ARCHIVED An Autism Diagnosis – The bigger picture I’d been searching for
ARCHIVED: Please note, whilst every effort has been made to update blog posts, this blog post has been archived and may present outdated and incorrect information and terminology.
“She seemed fine as a baby; in fact she was really good. She rarely cried, rarely needed me, and would just sit for hours happily playing by herself”, my mum proudly boasted to the young female Doctor during my three-hour autism assessment. My mum had clearly come ready for attack, from either her own emotionally stunted daughter, or the vicious doctors who would try to blame her bad parenting. Considering she went in expecting not to be able to recollect anything from my childhood, she managed to remember an exceptional amount; five A4 pages worth.
“Did you have any friends when you started school?” the mild-mannered doctor asked me from her page of interview questions.
“Yea, I always seemed to have friends, I just didn’t like playing games with them.” Was my vague and to the point reply. To which my mum piped up “You didn’t really. Most of them were the children of my friends and you sort of just followed them around.”
Thanks mum, the illusion of my semi-normal childhood was being shattered. There then ensued a never-ending list of all my weird quirks and behaviours, from selective-mutism, obsessive hand washing, limited diets, a fear of all things moist, hatred for the colour red, gagging at certain textures, toileting issues, severe anxiety, to all my obsessional interests with music, books and people, remembering conversations word for word and not always understanding people’s emotions. Meanwhile I sat flicking my thumbs as I always do, drawing a mental map of the outline of the room. I counted the plugs as I went along, they didn’t look like normal plugs so I drew them extra carefully so I could recall them later if I needed to.
After three hours the assessment came to its end. My mum and I got up ready to leave, fully prepared for a break or even to go home whilst the doctor looked through the evidence on what we thought would be a tough borderline case.

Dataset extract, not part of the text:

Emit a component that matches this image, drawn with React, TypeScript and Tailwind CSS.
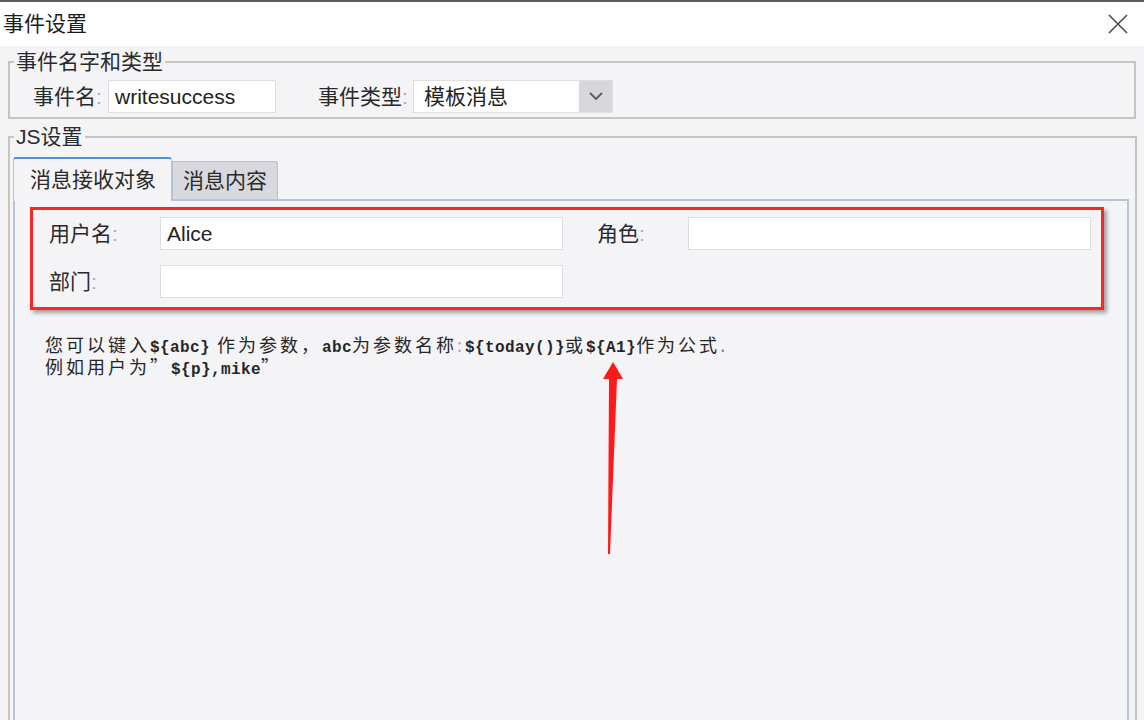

“Usually I need some time to go through the evidence or talk it through with my supervisor, but I think the evidence is pretty conclusive. I am pretty certain you have Aspergers”. The Doctor then went on to congratulate me for making it in life this far, which rather ashamedly I took as a compliment and secretly hoped she’d provide me with my own special medal, or at least some sort of bravery award.
I was 23 when I received my diagnosis. I wasn’t even aware I could have Aspergers until a year previous, when it came to the attention of my exceptionally observant Art Therapist that I didn’t seem to process my emotions how other people do, they seemed somewhat stunted. Rather embarrassingly I had just completed a three-year Psychology Degree, and had even studied autism in my finals, yet never had it occurred to me that all the issues I had had in my life could be down to that. I assumed I was too social and functional to have autism, but in fact I had just learnt to imitate and hide my impairments really well. I asked my mum how she had never noticed given the list of weird behaviours I had presented since childhood. She said she had never placed them altogether, that they had always thought it was ‘just me’, they hadn’t seen anything wrong with it. Aspergers was the bigger picture I had been searching for.
I chose to write this blog as a way to collect all my thoughts, both from personal experience and from current research and theories. My dream is to go on and study autism, particularly females with autism, so maybe in the future people with Aspergers won’t have to wait so long to find answers.